I tell you these things because how I have chosen to remember my life has freed me from the pain and trauma I witness in others. I can do nothing about the past. Bitterness will never make me once a rich child from a stable loving home. I had the childhood I had and in the order of things it was not bad. My memories of it are mostly happy.

My grandparents, who brought me up, were of their time and a little distant, but I did feel protected and cared for. More hugs and kisses would have been nice and the lack of such affection probably explains why Caroline and me took mutual advantage of the opportunities we had. Leo/Karl depending on his mood was always kind and generous, but he exploited me none the less and what he did was wrong, very wrong, but I know enough about life to know that what happened to me was not uncommon in the 1950s.

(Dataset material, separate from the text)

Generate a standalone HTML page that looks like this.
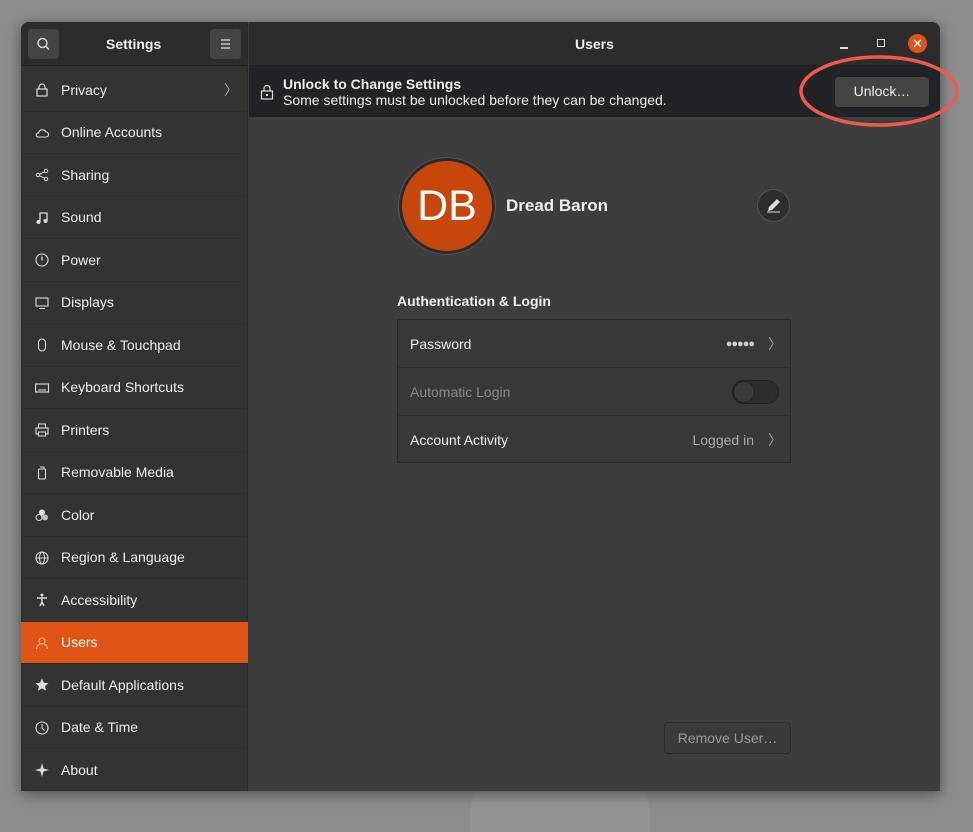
<!DOCTYPE html>
<html><head><style>
*{box-sizing:border-box;margin:0;padding:0}
body{width:973px;height:832px;background:#8d8d8d;font-family:"Liberation Sans","DejaVu Sans",sans-serif;position:relative;overflow:hidden;color:#eee}
.bgshape{position:absolute;bottom:0;left:470px;width:180px;height:60px;background:#939393;border-radius:40px 40px 0 0}
.win{position:absolute;left:21px;top:22px;width:919px;height:769px;background:#3d3d3d;border-radius:8px 8px 0 0;overflow:hidden;box-shadow:0 3px 14px rgba(0,0,0,.45)}
.side{position:absolute;left:0;top:0;width:227px;height:769px;background:#333;border-right:1px solid #2a2a2a}
.shead{height:44px;background:#2c2c2c;border-bottom:1px solid #222;position:relative}
.btn{position:absolute;top:7px;width:31px;height:30px;background:#444;border-radius:4px}
.title{position:absolute;top:14px;font-weight:bold;font-size:14px;color:#eee}
.row{position:absolute;left:0;width:227px;height:42.5px;font-size:14px;color:#eee;display:flex;align-items:center;padding-left:40px;border-bottom:1px solid #2e2e2e}
.row .ic{position:absolute;left:14px;top:14px;width:14px;height:14px}
.row.sel{background:#e05416;color:#fff}
.main{position:absolute;left:228px;top:0;right:0;height:769px}
.mhead{height:44px;background:#2c2c2c;border-bottom:1px solid #222;position:relative}
.info{position:absolute;top:44px;left:0;right:0;height:51px;background:#222326}
.list{position:absolute;left:148px;top:297px;width:394px;height:144px;border:1px solid #2a2a2a;background:#383838}
.li{height:48px;border-bottom:1px solid #2f2f2f;display:flex;align-items:center;padding:0 12px;font-size:14px;position:relative}
</style></head><body>
<div class="bgshape"></div>
<div class="win">
 <div class="side">
  <div class="shead">
   <div class="btn" style="left:7px"><svg width="31" height="30"><circle cx="14.5" cy="14" r="4.5" fill="none" stroke="#ddd" stroke-width="1.4"/><line x1="18" y1="17.5" x2="21" y2="20.5" stroke="#ddd" stroke-width="1.4"/></svg></div>
   <div class="title" style="left:85px">Settings</div>
   <div class="btn" style="left:189px"><svg width="31" height="30"><path d="M11 11h9M11 15h9M11 19h9" stroke="#ddd" stroke-width="1.2"/></svg></div>
  </div>
  <div class="row" style="top:47px">Privacy<span style="position:absolute;left:203px;color:#aaa">〉</span><svg class="ic" viewBox="0 0 14 14"><rect x="2" y="6" width="10" height="7" fill="none" stroke="#ddd" stroke-width="1.2"/><path d="M4 6V4a3 3 0 0 1 6 0v2" fill="none" stroke="#ddd" stroke-width="1.2"/></svg></div>
  <div class="row" style="top:89.5px">Online Accounts<svg class="ic" viewBox="0 0 14 14"><path d="M3 11h8a2.5 2.5 0 0 0 0-5 4 4 0 0 0-7.5 1A2 2 0 0 0 3 11z" fill="none" stroke="#ddd" stroke-width="1.1"/></svg></div>
  <div class="row" style="top:132px">Sharing<svg class="ic" viewBox="0 0 14 14"><circle cx="3" cy="7" r="1.7" fill="none" stroke="#ddd"/><circle cx="11" cy="3" r="1.7" fill="none" stroke="#ddd"/><circle cx="11" cy="11" r="1.7" fill="none" stroke="#ddd"/><path d="M4.5 6.2 9.5 3.8M4.5 7.8l5 2.4" stroke="#ddd"/></svg></div>
  <div class="row" style="top:174.5px">Sound<svg class="ic" viewBox="0 0 14 14"><path d="M5 11V2h7v8" fill="none" stroke="#ddd" stroke-width="1.3"/><circle cx="3.5" cy="11" r="2" fill="#ddd"/><circle cx="10.5" cy="10" r="2" fill="#ddd"/></svg></div>
  <div class="row" style="top:217px">Power<svg class="ic" viewBox="0 0 14 14"><circle cx="7" cy="7" r="6" fill="none" stroke="#ddd" stroke-width="1.1"/><path d="M7 3.5v4" stroke="#ddd" stroke-width="1.3"/></svg></div>
  <div class="row" style="top:259.5px">Displays<svg class="ic" viewBox="0 0 14 14"><rect x="1" y="2" width="12" height="8" fill="none" stroke="#ddd" stroke-width="1.1"/><path d="M4 12.5h6" stroke="#ddd"/></svg></div>
  <div class="row" style="top:302px">Mouse &amp; Touchpad<svg class="ic" viewBox="0 0 14 14"><rect x="3.5" y="1" width="7" height="12" rx="3.5" fill="none" stroke="#ddd" stroke-width="1.1"/></svg></div>
  <div class="row" style="top:344.5px">Keyboard Shortcuts<svg class="ic" viewBox="0 0 14 14"><rect x="0.5" y="3" width="13" height="8" fill="none" stroke="#ddd" stroke-width="1.1"/><path d="M3 9h8" stroke="#ddd"/></svg></div>
  <div class="row" style="top:387px">Printers<svg class="ic" viewBox="0 0 14 14"><rect x="1" y="5" width="12" height="6" fill="none" stroke="#ddd" stroke-width="1.1"/><rect x="3.5" y="1" width="7" height="4" fill="none" stroke="#ddd"/><rect x="3.5" y="9" width="7" height="4" fill="#333" stroke="#ddd"/></svg></div>
  <div class="row" style="top:429.5px">Removable Media<svg class="ic" viewBox="0 0 14 14"><rect x="3.5" y="3" width="7" height="10" rx="1" fill="none" stroke="#ddd" stroke-width="1.1"/><path d="M5 1h4v2" fill="none" stroke="#ddd"/></svg></div>
  <div class="row" style="top:472px">Color<svg class="ic" viewBox="0 0 14 14"><circle cx="7" cy="4.5" r="3" fill="#ddd"/><circle cx="4" cy="9.5" r="3" fill="none" stroke="#ddd"/><circle cx="10" cy="9.5" r="3" fill="#bbb"/></svg></div>
  <div class="row" style="top:514.5px">Region &amp; Language<svg class="ic" viewBox="0 0 14 14"><circle cx="7" cy="7" r="6" fill="none" stroke="#ddd" stroke-width="1.1"/><ellipse cx="7" cy="7" rx="2.5" ry="6" fill="none" stroke="#ddd"/><path d="M1 7h12" stroke="#ddd"/></svg></div>
  <div class="row" style="top:557px">Accessibility<svg class="ic" viewBox="0 0 14 14"><circle cx="7" cy="2" r="1.5" fill="#ddd"/><path d="M2 5h10M7 5v4l-2 4M7 9l2 4" fill="none" stroke="#ddd" stroke-width="1.4"/></svg></div>
  <div class="row sel" style="top:599.5px">Users<svg class="ic" viewBox="0 0 14 14"><circle cx="7" cy="5" r="3" fill="none" stroke="#ffb08a" stroke-width="1.1"/><path d="M1.5 13a5.5 5.5 0 0 1 11 0" fill="none" stroke="#ffb08a" stroke-width="1.1"/></svg></div>
  <div class="row" style="top:642px">Default Applications<svg class="ic" viewBox="0 0 14 14"><path d="M7 0.5l1.9 4.3 4.6.4-3.5 3 1.1 4.6L7 10.4 2.9 12.8 4 8.2.5 5.2l4.6-.4z" fill="#ddd"/></svg></div>
  <div class="row" style="top:684.5px">Date &amp; Time<svg class="ic" viewBox="0 0 14 14"><circle cx="7" cy="7" r="6" fill="none" stroke="#ddd" stroke-width="1.1"/><path d="M7 3v4l2.5 2.5" fill="none" stroke="#ddd"/></svg></div>
  <div class="row" style="top:727px;border:none">About<svg class="ic" viewBox="0 0 14 14"><path d="M7 0 8.5 5.5 14 7 8.5 8.5 7 14 5.5 8.5 0 7 5.5 5.5z" fill="#ddd"/></svg></div>
 </div>
 <div class="main">
  <div class="mhead">
   <div class="title" style="left:326px">Users</div>
   <div style="position:absolute;left:591px;top:25px;width:8px;height:1.5px;background:#ddd"></div>
   <div style="position:absolute;left:628px;top:17px;width:8px;height:8px;border:1.5px solid #ddd"></div>
   <div style="position:absolute;left:659px;top:12px;width:19px;height:19px;border-radius:50%;background:#e0531c;color:#fff;font-size:13px;text-align:center;line-height:19px">✕</div>
  </div>
  <div class="info">
   <svg style="position:absolute;left:11px;top:18px" width="14" height="16" viewBox="0 0 14 16"><rect x="1.5" y="7" width="11" height="8" fill="none" stroke="#ddd" stroke-width="1.2"/><path d="M4 7V4.5a3 3 0 0 1 6 0V7" fill="none" stroke="#ddd" stroke-width="1.2"/><rect x="6" y="10" width="2" height="2" fill="#ddd"/></svg>
   <div style="position:absolute;left:34px;top:10px;font-size:14px;font-weight:bold">Unlock to Change Settings</div>
   <div style="position:absolute;left:34px;top:26px;font-size:14px">Some settings must be unlocked before they can be changed.</div>
   <div style="position:absolute;left:586px;top:11px;width:94px;height:30px;background:#444;border-radius:4px;font-size:14px;text-align:center;line-height:29px">Unlock…</div>
  </div>
  <div style="position:absolute;left:149px;top:135px;width:98px;height:98px;border-radius:50%;background:#2b2b2b;border:1px solid #555"></div>
  <div style="position:absolute;left:153px;top:139px;width:90px;height:90px;border-radius:50%;background:#c7460b;font-size:43px;color:#fff;text-align:center;line-height:90px">DB</div>
  <div style="position:absolute;left:257px;top:174px;font-size:17px;font-weight:bold">Dread Baron</div>
  <div style="position:absolute;left:508px;top:167px;width:33px;height:33px;border-radius:50%;background:#2e2e2e;border:1px solid #555"><svg width="31" height="31"><path d="M10 21l1-4 8-8 3 3-8 8z" fill="#ddd"/><path d="M9 22h13" stroke="#ddd"/></svg></div>
  <div style="position:absolute;left:148px;top:271px;font-size:14px;font-weight:bold">Authentication &amp; Login</div>
  <div class="list">
   <div class="li">Password<span style="position:absolute;right:36px;font-size:11px;color:#ccc;letter-spacing:-1px">●●●●●</span><span style="position:absolute;right:8px;color:#aaa">〉</span></div>
   <div class="li" style="color:#888">Automatic Login<div style="position:absolute;right:11px;top:12px;width:47px;height:24px;border-radius:12px;background:#2e2e2e;border:1px solid #222"><div style="width:22px;height:22px;border-radius:50%;background:#3a3a3a;border:1px solid #222"></div></div></div>
   <div class="li" style="border:none">Account Activity<span style="position:absolute;right:36px;color:#aaa">Logged in</span><span style="position:absolute;right:8px;color:#aaa">〉</span></div>
  </div>
  <div style="position:absolute;left:415px;top:700px;width:127px;height:32px;border:1px solid #2c2c2c;border-radius:4px;background:#3a3a3a;color:#999;font-size:14px;text-align:center;line-height:30px">Remove User…</div>
 </div>
</div>
<svg style="position:absolute;left:796px;top:52px" width="170" height="80"><ellipse cx="83" cy="39" rx="78" ry="34" fill="none" stroke="#ef5a4e" stroke-width="3.5"/></svg>
</body></html>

My experiences and memories are the stuff of fiction and not a week passes without some author writing a successful novel based on childhood or matrimonial abuse. So it is with how we remember dead members of our armed forces. We make heroes out of them all and, in truth, I do not know what else we can do. The truth is something we bury with them and I can live with that. As for the living, we can call them to account and we should, but only if we do it regardless of class, gender, faith, race or wealth. I find it difficult to punish just the poor, the black, other minorities and those least able to defend themselves.

I have long been of the view that story telling is a more reflective and understanding way of dealing with injustice than prison and scaffolds.